Pukul setengah 7 pagi taksi yang menjemput mereka sudah datang di depan hotel. Kami pun bersalam-salaman melepas kepergian mereka. Hiks, hiks. Tak terasa kami sudah memasuki hari ke-8 dalam perjalanan ini. Itu artinya keesokan harinya kami harus mengakhiri petualangan bersama ini.

Berangkat Cu Chi Tunnels Tour

Tur hari itu agak molor dari yang dijadwalkan. Penyebabnya salah satu teman kami pagi itu bangun kesiangan. Kami baru sadar ketika kami semua sudah siap berangkat, namun ada satu orang yang belum tampak. Ternyata dia masih tidur. Glek!

Padahal pemandu tur — seorang bapak yang usianya sudah memasuki kepala 6 namun masih tampak segar dan sehat — sudah tiba sejak pukul setengah 8. Menurut rencana kami memang harusnya berangkat tur pukul 8 pagi.

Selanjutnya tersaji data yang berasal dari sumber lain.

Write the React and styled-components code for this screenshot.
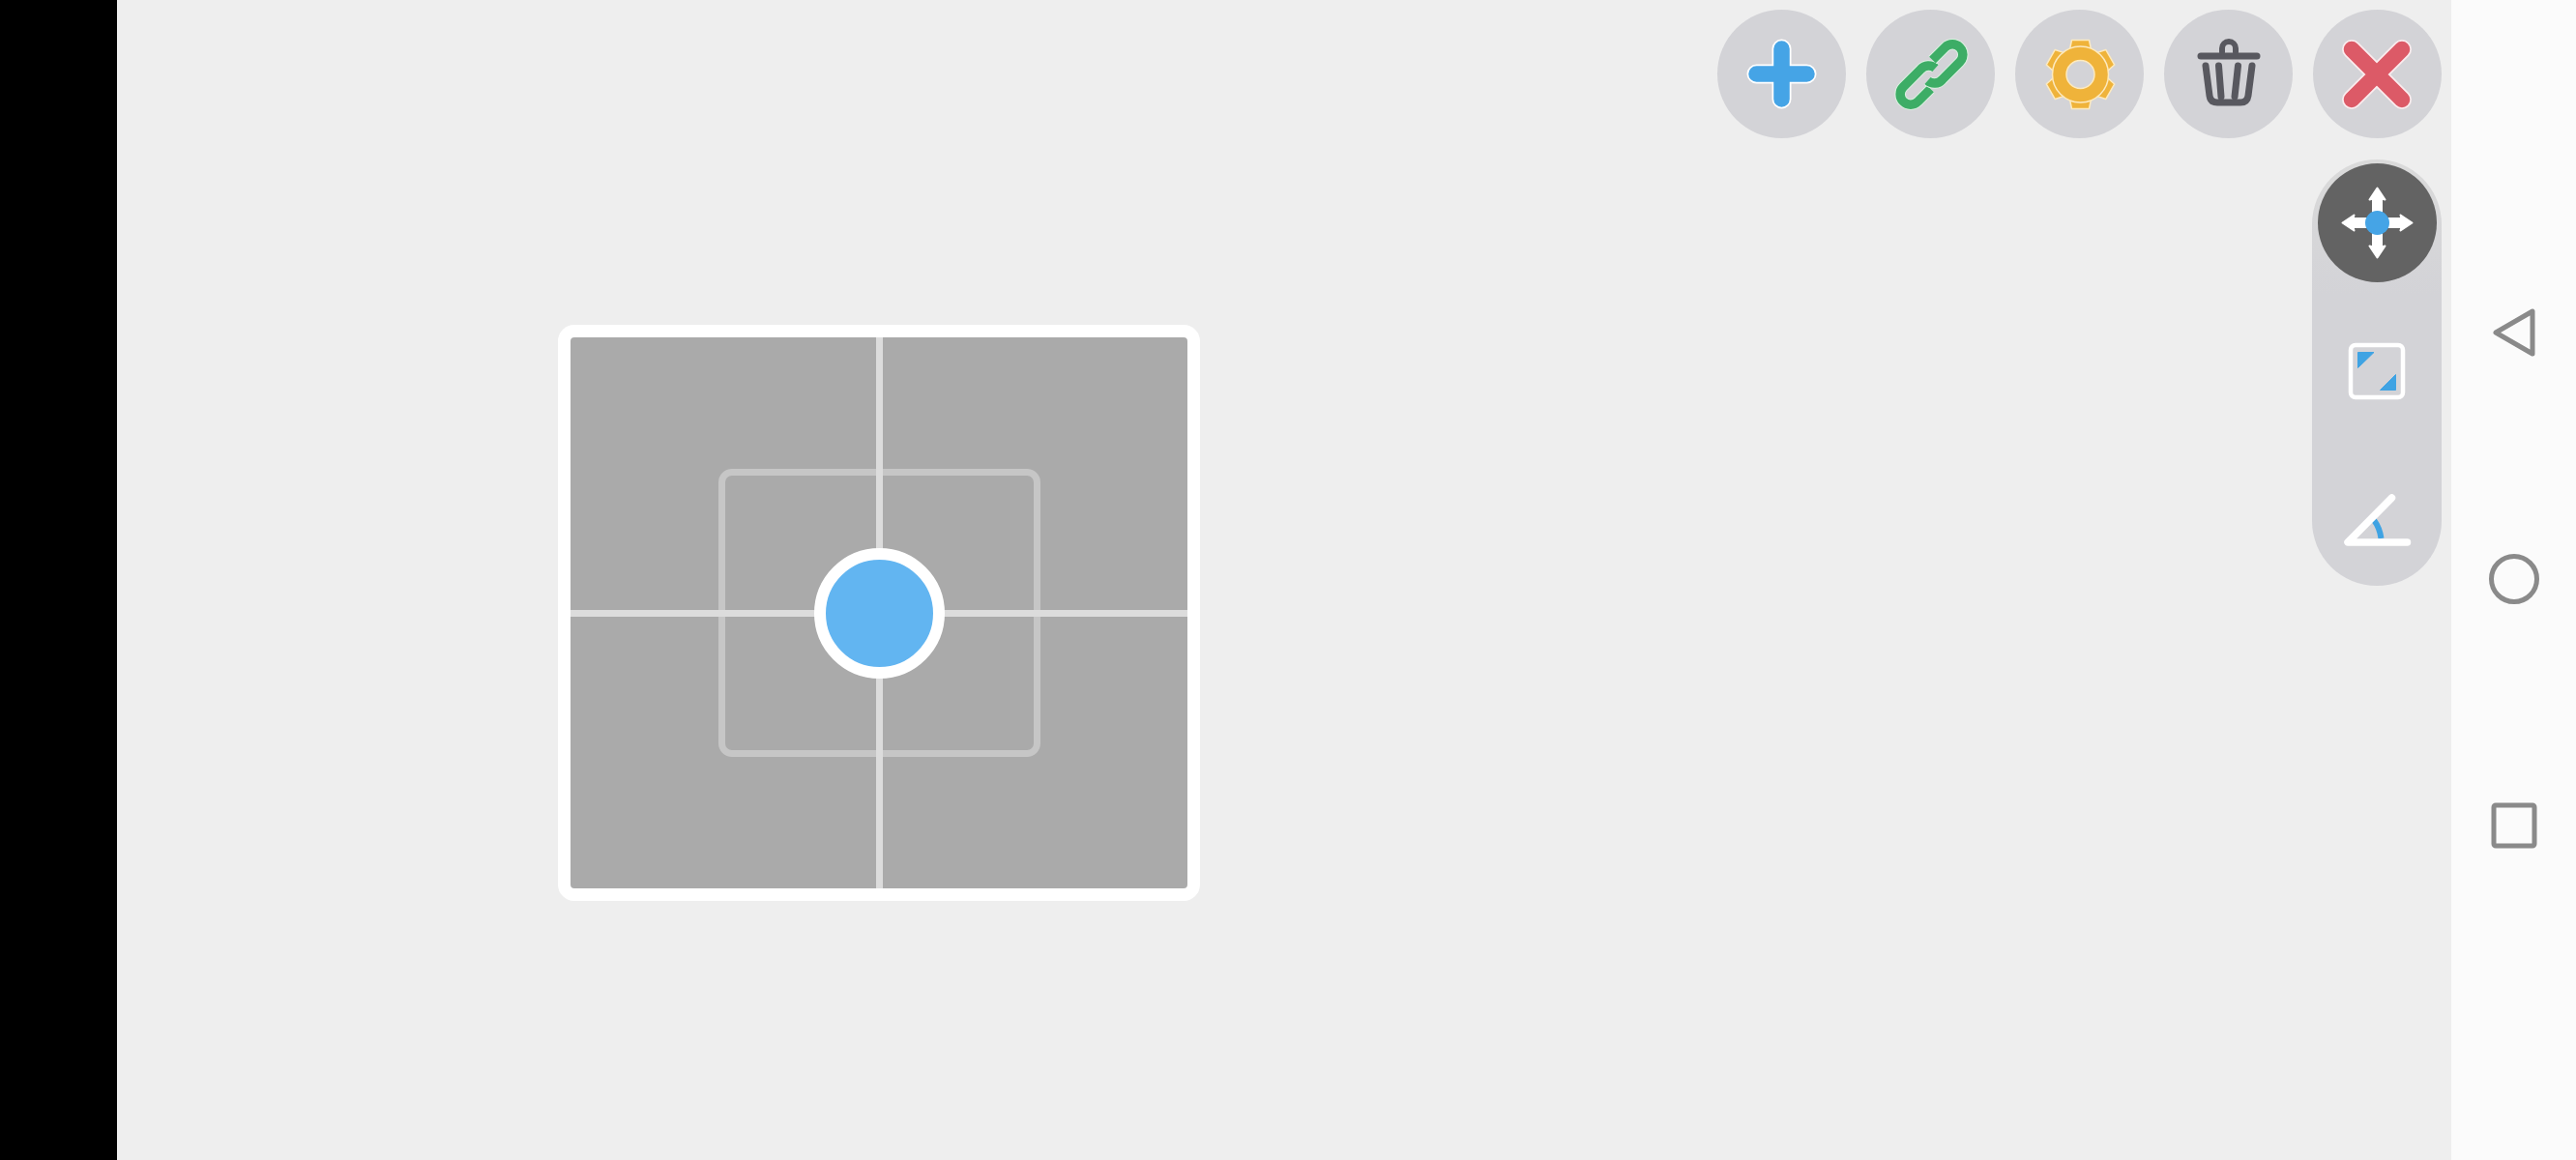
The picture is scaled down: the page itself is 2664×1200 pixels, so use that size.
import React from 'react';
import styled, { createGlobalStyle } from 'styled-components';

const GlobalStyle = createGlobalStyle`
  html, body {
    margin: 0;
    padding: 0;
    height: 1200px;
    overflow: hidden;
    background: #eeeeee;
    font-family: "Liberation Sans", sans-serif;
  }
`;

const Page = styled.div`
  display: flex;
  width: 2664px;
  height: 1200px;
  overflow: hidden;
`;

const LeftBar = styled.div`
  flex: 0 0 121px;
  background: #000;
`;

const Main = styled.main`
  flex: 1;
  display: flex;
  justify-content: space-between;
  align-items: flex-start;
  background: #eeeeee;
  padding: 10px 10px 0 456px;
`;

const Card = styled.div`
  width: 664px;
  height: 596px;
  margin-top: 326px;
  box-sizing: border-box;
  border: 13px solid #fff;
  border-radius: 17px;
  background: #aaaaaa;
  display: grid;
  place-items: center;
  overflow: hidden;

  & > * {
    grid-area: 1 / 1;
  }
`;

const VLine = styled.div`
  width: 7px;
  height: 100%;
  background: #dcdcdc;
`;

const HLine = styled.div`
  width: 100%;
  height: 7px;
  background: #dcdcdc;
`;

const GuideFrame = styled.div`
  width: 333px;
  height: 298px;
  box-sizing: border-box;
  border: 7px solid rgba(220, 220, 220, 0.55);
  border-radius: 14px;
`;

const Handle = styled.div`
  width: 135px;
  height: 135px;
  box-sizing: border-box;
  border: 12px solid #fff;
  border-radius: 50%;
  background: #62b5f1;
`;

const Tools = styled.div`
  display: flex;
  flex-direction: column;
  align-items: flex-end;
  gap: 22px;
`;

const TopRow = styled.div`
  display: flex;
  gap: 21px;
`;

const RoundButton = styled.div`
  width: 133px;
  height: 133px;
  border-radius: 50%;
  background: #d3d3d7;

  svg {
    display: block;
  }
`;

const SidePanel = styled.div`
  width: 134px;
  box-sizing: border-box;
  padding: 4px 0 6px;
  border-radius: 67px;
  background: linear-gradient(#dadada, #d3d3d7 140px);
  display: flex;
  flex-direction: column;
  align-items: center;
  gap: 31px;
`;

const SideItem = styled.div`
  width: 123px;
  height: 123px;
  border-radius: 50%;
  background: ${(p) => (p.$active ? '#636363' : 'transparent')};

  svg {
    display: block;
  }
`;

const NavBar = styled.nav`
  flex: 0 0 129px;
  background: #fbfbfb;
  display: flex;
  flex-direction: column;
  align-items: center;
  justify-content: center;
  gap: 195px;
  padding-bottom: 2px;
  box-sizing: border-box;

  svg {
    display: block;
  }
`;

const BLUE = '#45a4e6';

const Icon133 = ({ children }) => (
  <svg width="133" height="133" viewBox="0 0 133 133" fill="none">
    {children}
  </svg>
);

const Icon123 = ({ children }) => (
  <svg width="123" height="123" viewBox="0 0 123 123" fill="none">
    {children}
  </svg>
);

const PlusIcon = () => {
  const d = 'M66.5 40.5V92.5M40.5 66.5H92.5';
  return (
    <Icon133>
      <path d={d} stroke="#fff" strokeWidth="20" strokeLinecap="round" />
      <path d={d} stroke={BLUE} strokeWidth="16.5" strokeLinecap="round" />
    </Icon133>
  );
};

// two open chain links, the second is the first turned half way round the centre
const LinkIcon = () => {
  const link = 'M68.5 52L81.5 39A10.7 10.7 0 0 1 96.7 54.2L78.5 72.5A10.7 10.7 0 0 1 63.5 73.5';
  return (
    <Icon133>
      <g transform="rotate(180 67.5 67)">
        <path d={link} stroke="#d9f2e0" strokeWidth="11.5" />
        <path d={link} stroke="#3dad66" strokeWidth="9.5" />
      </g>
      <path d={link} stroke="#d9f2e0" strokeWidth="11.5" />
      <path d={link} stroke="#3dad66" strokeWidth="9.5" />
    </Icon133>
  );
};

const GearIcon = () => (
  <Icon133>
    {[0, 60, 120, 180, 240, 300].map((a) => (
      <polygon
        key={a}
        points="58.5,31.5 76.5,31.5 79.5,46 55.5,46"
        transform={`rotate(${a} 67.5 67)`}
        fill="#efb33a"
        stroke="#fdeabf"
        strokeWidth="1.5"
        strokeLinejoin="round"
      />
    ))}
    <circle cx="67.5" cy="67" r="29" fill="#efb33a" stroke="#fdeabf" strokeWidth="1.5" />
    <circle cx="67.5" cy="67" r="14.5" fill="#d3d3d7" stroke="#fdeabf" strokeWidth="1.5" />
  </Icon133>
);

const TrashIcon = () => (
  <Icon133>
    <g stroke="#58585f" strokeWidth="7" strokeLinecap="round" strokeLinejoin="round">
      <path d="M38 48H96" />
      <path d="M60 44V40A7 7 0 0 1 74 40V44" strokeWidth="6" />
      <path d="M43 58L47 89Q48 96 55 96H79Q86 96 87 89L91 58" />
      <path d="M56.5 58L59 90" />
      <path d="M76.5 58L73 90" />
    </g>
  </Icon133>
);

const CloseIcon = () => {
  const d = 'M40 41L92 93M92 41L40 93';
  return (
    <Icon133>
      <path d={d} stroke="#fbecee" strokeWidth="20" strokeLinecap="round" />
      <path d={d} stroke="#dc5a67" strokeWidth="16.5" strokeLinecap="round" />
    </Icon133>
  );
};

const MoveIcon = () => (
  <Icon123>
    <g transform="translate(61.5 61.5)" fill="#fff" stroke="#fff" strokeWidth="2" strokeLinejoin="round">
      {[0, 90, 180, 270].map((a) => (
        <path key={a} transform={`rotate(${a})`} d="M0 -36L8 -24L4.5 -25V-8H-4.5V-25L-8 -24Z" />
      ))}
    </g>
    <circle cx="61.5" cy="61.5" r="12.5" fill={BLUE} />
  </Icon123>
);

const ResizeIcon = () => (
  <Icon123>
    <rect x="34" y="34" width="54" height="54" rx="5" stroke="#fff" strokeWidth="4.5" />
    <path d="M41.5 41.5H58L41.5 57.5Z" fill="#3fa3e3" stroke="#3fa3e3" strokeWidth="1" strokeLinejoin="round" />
    <path d="M80.5 64.5V80.5H64.5Z" fill="#3fa3e3" stroke="#3fa3e3" strokeWidth="1" strokeLinejoin="round" />
  </Icon123>
);

const AngleIcon = () => (
  <Icon123>
    <path d="M58 61Q64 69 65.5 80" stroke="#3fa3e3" strokeWidth="6" />
    <path d="M76.5 38L31 84H92.5" stroke="#fff" strokeWidth="7.5" strokeLinecap="round" strokeLinejoin="round" />
  </Icon123>
);

const NavIcon = ({ children }) => (
  <svg width="60" height="60" viewBox="0 0 60 60" fill="none" stroke="#8a8a8a" strokeWidth="5" strokeLinejoin="round">
    {children}
  </svg>
);

const topButtons = [PlusIcon, LinkIcon, GearIcon, TrashIcon, CloseIcon];
const sideItems = [MoveIcon, ResizeIcon, AngleIcon];

const App = () => {
  return (
    <Page>
      <GlobalStyle />
      <LeftBar />
      <Main>
        <Card>
          <VLine />
          <HLine />
          <GuideFrame />
          <Handle />
        </Card>
        <Tools>
          <TopRow>
            {topButtons.map((ButtonIcon, i) => (
              <RoundButton key={i}>
                <ButtonIcon />
              </RoundButton>
            ))}
          </TopRow>
          <SidePanel>
            {sideItems.map((ItemIcon, i) => (
              <SideItem key={i} $active={i === 0}>
                <ItemIcon />
              </SideItem>
            ))}
          </SidePanel>
        </Tools>
      </Main>
      <NavBar>
        <NavIcon>
          <path d="M11 30L49 8V52Z" />
        </NavIcon>
        <NavIcon>
          <circle cx="30" cy="30" r="23.5" />
        </NavIcon>
        <NavIcon>
          <rect x="9" y="9" width="42" height="42" rx="2" />
        </NavIcon>
      </NavBar>
    </Page>
  );
};

export default App;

Pukul 8.15 kami semua akhirnya berangkat juga. Transportasi yang kami gunakan adalah kendaraan semacam mini bus gitu. Selain kami ber-18, ada dua orang Filipina yang join satu kendaraan dengan kami.

Pemandu tur sedang memperkenalkan diri (photo by Ian)

Pemandu tur sedang memperkenalkan diri (photo by Ian)

Di dalam perjalanan sang pemandu tur melakukan perkenalan diri. Bahasa Inggris beliau cukup bagus. Pronounciation-nya dapat dengan jelas kami tangkap, tidak campur-campur dengan aksen Vietnamnya.

Dari perkenalan itu kami mengetahui ternyata kampung beliau adalah di Cu Chi itu juga. Dan beliau sempat ikut mengalami masa-masa perang di sana. Beliau menunjukkan beberapa bekas luka tembakan di bagian lengannya. Ada bekas-bekas jahitan di situ setelah peluru diambil.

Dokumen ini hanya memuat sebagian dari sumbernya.